___ DATASET EXCERPTS
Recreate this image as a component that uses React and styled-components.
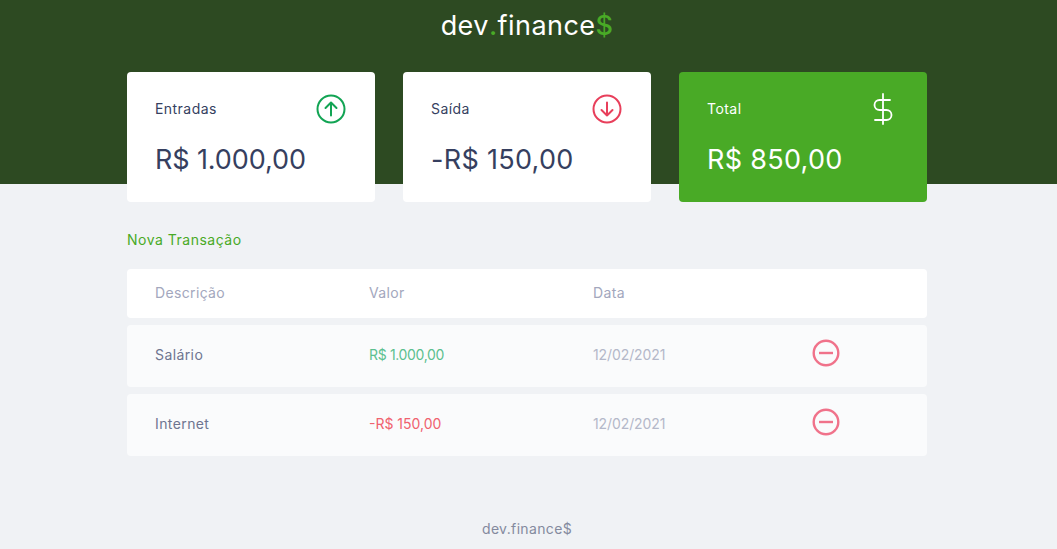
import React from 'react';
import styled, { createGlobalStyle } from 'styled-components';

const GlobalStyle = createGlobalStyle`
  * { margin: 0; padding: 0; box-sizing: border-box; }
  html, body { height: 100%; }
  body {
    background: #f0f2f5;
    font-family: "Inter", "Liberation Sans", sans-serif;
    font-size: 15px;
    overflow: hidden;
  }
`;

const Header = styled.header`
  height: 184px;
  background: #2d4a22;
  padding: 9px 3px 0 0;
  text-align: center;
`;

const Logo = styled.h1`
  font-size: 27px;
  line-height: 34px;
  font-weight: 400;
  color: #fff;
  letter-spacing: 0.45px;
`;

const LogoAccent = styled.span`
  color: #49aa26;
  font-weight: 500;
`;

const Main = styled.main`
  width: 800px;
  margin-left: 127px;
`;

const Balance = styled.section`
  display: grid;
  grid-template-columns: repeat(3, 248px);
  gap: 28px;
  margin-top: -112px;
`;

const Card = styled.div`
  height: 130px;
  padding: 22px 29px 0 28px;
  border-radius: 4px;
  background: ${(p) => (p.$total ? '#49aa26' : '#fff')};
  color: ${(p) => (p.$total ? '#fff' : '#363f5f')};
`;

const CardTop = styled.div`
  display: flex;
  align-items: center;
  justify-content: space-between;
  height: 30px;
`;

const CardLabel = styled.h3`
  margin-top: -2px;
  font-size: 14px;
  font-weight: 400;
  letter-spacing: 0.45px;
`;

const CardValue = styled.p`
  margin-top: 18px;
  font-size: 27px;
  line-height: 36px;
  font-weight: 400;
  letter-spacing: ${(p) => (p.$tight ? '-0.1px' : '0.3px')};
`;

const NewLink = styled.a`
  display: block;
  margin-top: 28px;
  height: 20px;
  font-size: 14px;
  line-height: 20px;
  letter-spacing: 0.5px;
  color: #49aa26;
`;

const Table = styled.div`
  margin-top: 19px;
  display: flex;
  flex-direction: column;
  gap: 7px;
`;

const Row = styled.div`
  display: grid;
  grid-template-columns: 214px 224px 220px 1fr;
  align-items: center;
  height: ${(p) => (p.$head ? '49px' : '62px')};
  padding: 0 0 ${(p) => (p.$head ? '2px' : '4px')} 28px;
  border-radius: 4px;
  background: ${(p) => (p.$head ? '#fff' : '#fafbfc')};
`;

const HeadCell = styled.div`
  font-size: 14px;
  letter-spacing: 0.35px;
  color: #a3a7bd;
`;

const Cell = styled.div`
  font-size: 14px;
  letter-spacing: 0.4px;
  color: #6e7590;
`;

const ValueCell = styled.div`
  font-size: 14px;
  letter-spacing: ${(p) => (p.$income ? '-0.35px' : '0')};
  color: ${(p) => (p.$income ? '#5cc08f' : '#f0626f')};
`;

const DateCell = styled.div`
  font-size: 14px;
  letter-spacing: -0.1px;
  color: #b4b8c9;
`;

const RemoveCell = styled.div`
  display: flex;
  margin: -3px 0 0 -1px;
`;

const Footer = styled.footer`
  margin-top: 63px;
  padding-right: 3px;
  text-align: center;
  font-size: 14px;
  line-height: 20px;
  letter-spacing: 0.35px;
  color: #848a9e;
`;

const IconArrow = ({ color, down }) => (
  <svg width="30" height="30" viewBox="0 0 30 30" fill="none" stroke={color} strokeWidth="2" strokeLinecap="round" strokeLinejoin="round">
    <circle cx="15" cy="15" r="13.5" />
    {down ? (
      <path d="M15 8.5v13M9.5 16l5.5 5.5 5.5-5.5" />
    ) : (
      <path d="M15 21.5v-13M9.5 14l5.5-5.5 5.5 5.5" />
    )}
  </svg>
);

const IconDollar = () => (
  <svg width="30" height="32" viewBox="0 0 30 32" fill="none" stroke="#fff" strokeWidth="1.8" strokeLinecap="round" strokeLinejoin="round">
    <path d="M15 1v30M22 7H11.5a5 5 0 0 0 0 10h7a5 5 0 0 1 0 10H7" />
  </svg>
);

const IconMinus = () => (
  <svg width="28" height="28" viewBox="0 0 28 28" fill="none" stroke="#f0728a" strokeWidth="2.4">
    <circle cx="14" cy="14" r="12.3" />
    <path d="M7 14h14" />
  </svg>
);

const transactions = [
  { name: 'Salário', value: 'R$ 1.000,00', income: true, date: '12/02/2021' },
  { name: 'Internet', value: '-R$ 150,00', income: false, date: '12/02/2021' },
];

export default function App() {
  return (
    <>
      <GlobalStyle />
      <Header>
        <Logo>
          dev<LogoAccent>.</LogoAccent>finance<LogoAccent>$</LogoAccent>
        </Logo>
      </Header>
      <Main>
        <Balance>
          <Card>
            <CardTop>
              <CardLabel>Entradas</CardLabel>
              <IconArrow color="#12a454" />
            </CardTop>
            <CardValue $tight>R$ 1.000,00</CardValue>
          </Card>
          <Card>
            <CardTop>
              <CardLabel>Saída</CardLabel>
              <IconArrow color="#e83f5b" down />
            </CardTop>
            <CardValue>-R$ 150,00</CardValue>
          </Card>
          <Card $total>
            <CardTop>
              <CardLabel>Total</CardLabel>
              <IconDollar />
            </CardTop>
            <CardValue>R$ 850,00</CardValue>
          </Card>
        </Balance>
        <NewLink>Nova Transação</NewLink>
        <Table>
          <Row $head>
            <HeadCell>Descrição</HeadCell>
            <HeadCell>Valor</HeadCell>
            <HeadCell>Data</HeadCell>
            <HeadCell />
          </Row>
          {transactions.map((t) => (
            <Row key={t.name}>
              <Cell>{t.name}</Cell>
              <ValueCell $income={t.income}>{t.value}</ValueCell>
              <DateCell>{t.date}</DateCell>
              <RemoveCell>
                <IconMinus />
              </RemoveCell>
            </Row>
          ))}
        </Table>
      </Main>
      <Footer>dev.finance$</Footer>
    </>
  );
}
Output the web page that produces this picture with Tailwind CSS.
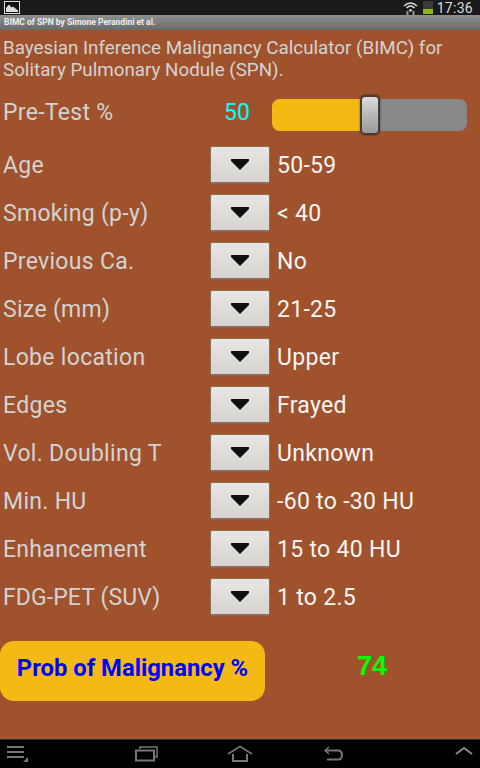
______
THE EXERCISE:
In your copy of the listing above, reproduce each line exactly and omit all pictures.

FINAL RESULT:
Recreate this image as a component that uses React and styled-components.
import React from 'react';
import styled, { createGlobalStyle } from 'styled-components';

const GlobalStyle = createGlobalStyle`
  * { margin: 0; padding: 0; box-sizing: border-box; }
  html, body { height: 100%; }
  body {
    background: #f0f2f5;
    font-family: "Inter", "Liberation Sans", sans-serif;
    font-size: 15px;
    overflow: hidden;
  }
`;

const Header = styled.header`
  height: 184px;
  background: #2d4a22;
  padding: 9px 3px 0 0;
  text-align: center;
`;

const Logo = styled.h1`
  font-size: 27px;
  line-height: 34px;
  font-weight: 400;
  color: #fff;
  letter-spacing: 0.45px;
`;

const LogoAccent = styled.span`
  color: #49aa26;
  font-weight: 500;
`;

const Main = styled.main`
  width: 800px;
  margin-left: 127px;
`;

const Balance = styled.section`
  display: grid;
  grid-template-columns: repeat(3, 248px);
  gap: 28px;
  margin-top: -112px;
`;

const Card = styled.div`
  height: 130px;
  padding: 22px 29px 0 28px;
  border-radius: 4px;
  background: ${(p) => (p.$total ? '#49aa26' : '#fff')};
  color: ${(p) => (p.$total ? '#fff' : '#363f5f')};
`;

const CardTop = styled.div`
  display: flex;
  align-items: center;
  justify-content: space-between;
  height: 30px;
`;

const CardLabel = styled.h3`
  margin-top: -2px;
  font-size: 14px;
  font-weight: 400;
  letter-spacing: 0.45px;
`;

const CardValue = styled.p`
  margin-top: 18px;
  font-size: 27px;
  line-height: 36px;
  font-weight: 400;
  letter-spacing: ${(p) => (p.$tight ? '-0.1px' : '0.3px')};
`;

const NewLink = styled.a`
  display: block;
  margin-top: 28px;
  height: 20px;
  font-size: 14px;
  line-height: 20px;
  letter-spacing: 0.5px;
  color: #49aa26;
`;

const Table = styled.div`
  margin-top: 19px;
  display: flex;
  flex-direction: column;
  gap: 7px;
`;

const Row = styled.div`
  display: grid;
  grid-template-columns: 214px 224px 220px 1fr;
  align-items: center;
  height: ${(p) => (p.$head ? '49px' : '62px')};
  padding: 0 0 ${(p) => (p.$head ? '2px' : '4px')} 28px;
  border-radius: 4px;
  background: ${(p) => (p.$head ? '#fff' : '#fafbfc')};
`;

const HeadCell = styled.div`
  font-size: 14px;
  letter-spacing: 0.35px;
  color: #a3a7bd;
`;

const Cell = styled.div`
  font-size: 14px;
  letter-spacing: 0.4px;
  color: #6e7590;
`;

const ValueCell = styled.div`
  font-size: 14px;
  letter-spacing: ${(p) => (p.$income ? '-0.35px' : '0')};
  color: ${(p) => (p.$income ? '#5cc08f' : '#f0626f')};
`;

const DateCell = styled.div`
  font-size: 14px;
  letter-spacing: -0.1px;
  color: #b4b8c9;
`;

const RemoveCell = styled.div`
  display: flex;
  margin: -3px 0 0 -1px;
`;

const Footer = styled.footer`
  margin-top: 63px;
  padding-right: 3px;
  text-align: center;
  font-size: 14px;
  line-height: 20px;
  letter-spacing: 0.35px;
  color: #848a9e;
`;

const IconArrow = ({ color, down }) => (
  <svg width="30" height="30" viewBox="0 0 30 30" fill="none" stroke={color} strokeWidth="2" strokeLinecap="round" strokeLinejoin="round">
    <circle cx="15" cy="15" r="13.5" />
    {down ? (
      <path d="M15 8.5v13M9.5 16l5.5 5.5 5.5-5.5" />
    ) : (
      <path d="M15 21.5v-13M9.5 14l5.5-5.5 5.5 5.5" />
    )}
  </svg>
);

const IconDollar = () => (
  <svg width="30" height="32" viewBox="0 0 30 32" fill="none" stroke="#fff" strokeWidth="1.8" strokeLinecap="round" strokeLinejoin="round">
    <path d="M15 1v30M22 7H11.5a5 5 0 0 0 0 10h7a5 5 0 0 1 0 10H7" />
  </svg>
);

const IconMinus = () => (
  <svg width="28" height="28" viewBox="0 0 28 28" fill="none" stroke="#f0728a" strokeWidth="2.4">
    <circle cx="14" cy="14" r="12.3" />
    <path d="M7 14h14" />
  </svg>
);

const transactions = [
  { name: 'Salário', value: 'R$ 1.000,00', income: true, date: '12/02/2021' },
  { name: 'Internet', value: '-R$ 150,00', income: false, date: '12/02/2021' },
];

export default function App() {
  return (
    <>
      <GlobalStyle />
      <Header>
        <Logo>
          dev<LogoAccent>.</LogoAccent>finance<LogoAccent>$</LogoAccent>
        </Logo>
      </Header>
      <Main>
        <Balance>
          <Card>
            <CardTop>
              <CardLabel>Entradas</CardLabel>
              <IconArrow color="#12a454" />
            </CardTop>
            <CardValue $tight>R$ 1.000,00</CardValue>
          </Card>
          <Card>
            <CardTop>
              <CardLabel>Saída</CardLabel>
              <IconArrow color="#e83f5b" down />
            </CardTop>
            <CardValue>-R$ 150,00</CardValue>
          </Card>
          <Card $total>
            <CardTop>
              <CardLabel>Total</CardLabel>
              <IconDollar />
            </CardTop>
            <CardValue>R$ 850,00</CardValue>
          </Card>
        </Balance>
        <NewLink>Nova Transação</NewLink>
        <Table>
          <Row $head>
            <HeadCell>Descrição</HeadCell>
            <HeadCell>Valor</HeadCell>
            <HeadCell>Data</HeadCell>
            <HeadCell />
          </Row>
          {transactions.map((t) => (
            <Row key={t.name}>
              <Cell>{t.name}</Cell>
              <ValueCell $income={t.income}>{t.value}</ValueCell>
              <DateCell>{t.date}</DateCell>
              <RemoveCell>
                <IconMinus />
              </RemoveCell>
            </Row>
          ))}
        </Table>
      </Main>
      <Footer>dev.finance$</Footer>
    </>
  );
}
Output the web page that produces this picture with Tailwind CSS.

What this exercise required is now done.